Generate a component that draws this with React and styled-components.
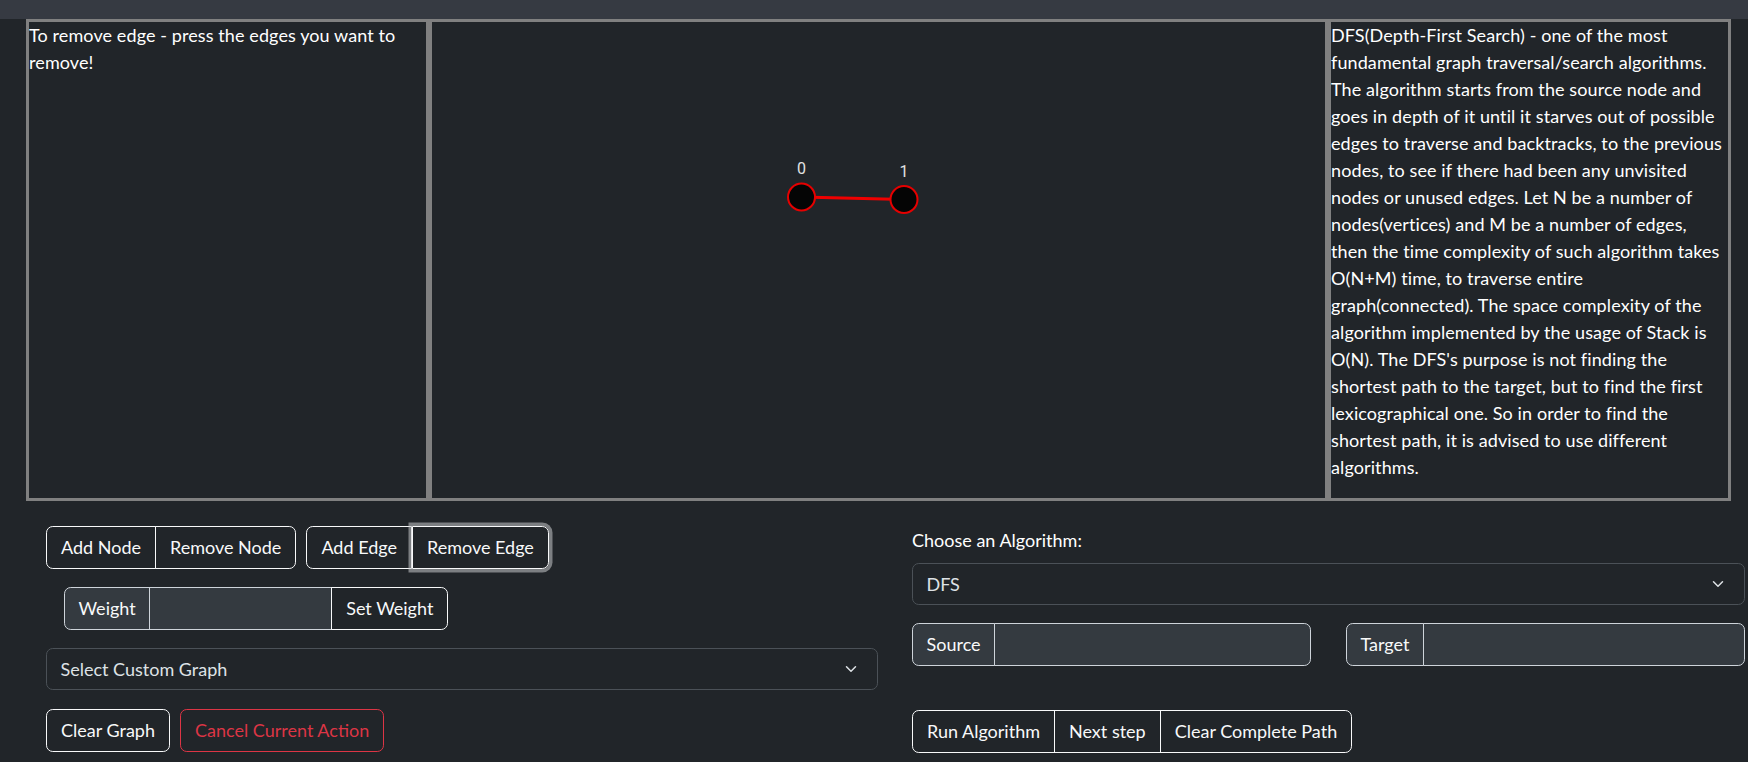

* * *

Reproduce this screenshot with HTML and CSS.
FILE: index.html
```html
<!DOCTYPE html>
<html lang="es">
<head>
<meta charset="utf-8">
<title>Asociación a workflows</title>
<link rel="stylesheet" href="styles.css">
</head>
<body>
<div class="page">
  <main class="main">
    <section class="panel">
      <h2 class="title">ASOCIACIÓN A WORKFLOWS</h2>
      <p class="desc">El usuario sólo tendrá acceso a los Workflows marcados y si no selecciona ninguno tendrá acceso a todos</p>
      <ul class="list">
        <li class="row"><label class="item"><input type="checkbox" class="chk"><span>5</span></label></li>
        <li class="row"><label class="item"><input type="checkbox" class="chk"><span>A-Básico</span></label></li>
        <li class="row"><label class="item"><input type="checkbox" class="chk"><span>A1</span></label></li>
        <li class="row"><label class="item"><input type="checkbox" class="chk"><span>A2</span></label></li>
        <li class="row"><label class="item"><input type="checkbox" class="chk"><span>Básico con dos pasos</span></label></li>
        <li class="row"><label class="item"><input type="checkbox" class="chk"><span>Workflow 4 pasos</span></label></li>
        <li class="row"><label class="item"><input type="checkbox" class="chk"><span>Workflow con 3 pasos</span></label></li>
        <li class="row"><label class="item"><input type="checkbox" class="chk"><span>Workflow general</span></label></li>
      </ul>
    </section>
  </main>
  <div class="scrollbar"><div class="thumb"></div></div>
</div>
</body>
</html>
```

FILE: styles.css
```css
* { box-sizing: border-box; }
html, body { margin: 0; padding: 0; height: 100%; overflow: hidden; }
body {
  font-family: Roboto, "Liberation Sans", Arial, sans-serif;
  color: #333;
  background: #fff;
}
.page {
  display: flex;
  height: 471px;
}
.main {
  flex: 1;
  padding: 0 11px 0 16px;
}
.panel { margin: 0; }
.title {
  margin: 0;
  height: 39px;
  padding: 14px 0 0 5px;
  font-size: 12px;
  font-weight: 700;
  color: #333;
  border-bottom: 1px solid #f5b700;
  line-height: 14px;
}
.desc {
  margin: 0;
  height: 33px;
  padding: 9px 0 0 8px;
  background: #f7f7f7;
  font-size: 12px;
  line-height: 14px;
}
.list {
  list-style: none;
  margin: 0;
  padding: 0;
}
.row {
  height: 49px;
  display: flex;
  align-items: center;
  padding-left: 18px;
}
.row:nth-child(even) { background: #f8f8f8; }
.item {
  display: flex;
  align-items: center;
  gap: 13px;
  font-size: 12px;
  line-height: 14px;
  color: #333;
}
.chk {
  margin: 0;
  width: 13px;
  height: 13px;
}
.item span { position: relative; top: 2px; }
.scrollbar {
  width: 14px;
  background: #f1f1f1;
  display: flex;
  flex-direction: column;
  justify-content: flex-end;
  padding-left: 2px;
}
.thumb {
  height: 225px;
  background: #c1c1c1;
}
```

> **Directive**
Lines that hold the word "this" are the ones to return, every one of them.

> **Final result**
Generate a component that draws this with React and styled-components.
Reproduce this screenshot with HTML and CSS.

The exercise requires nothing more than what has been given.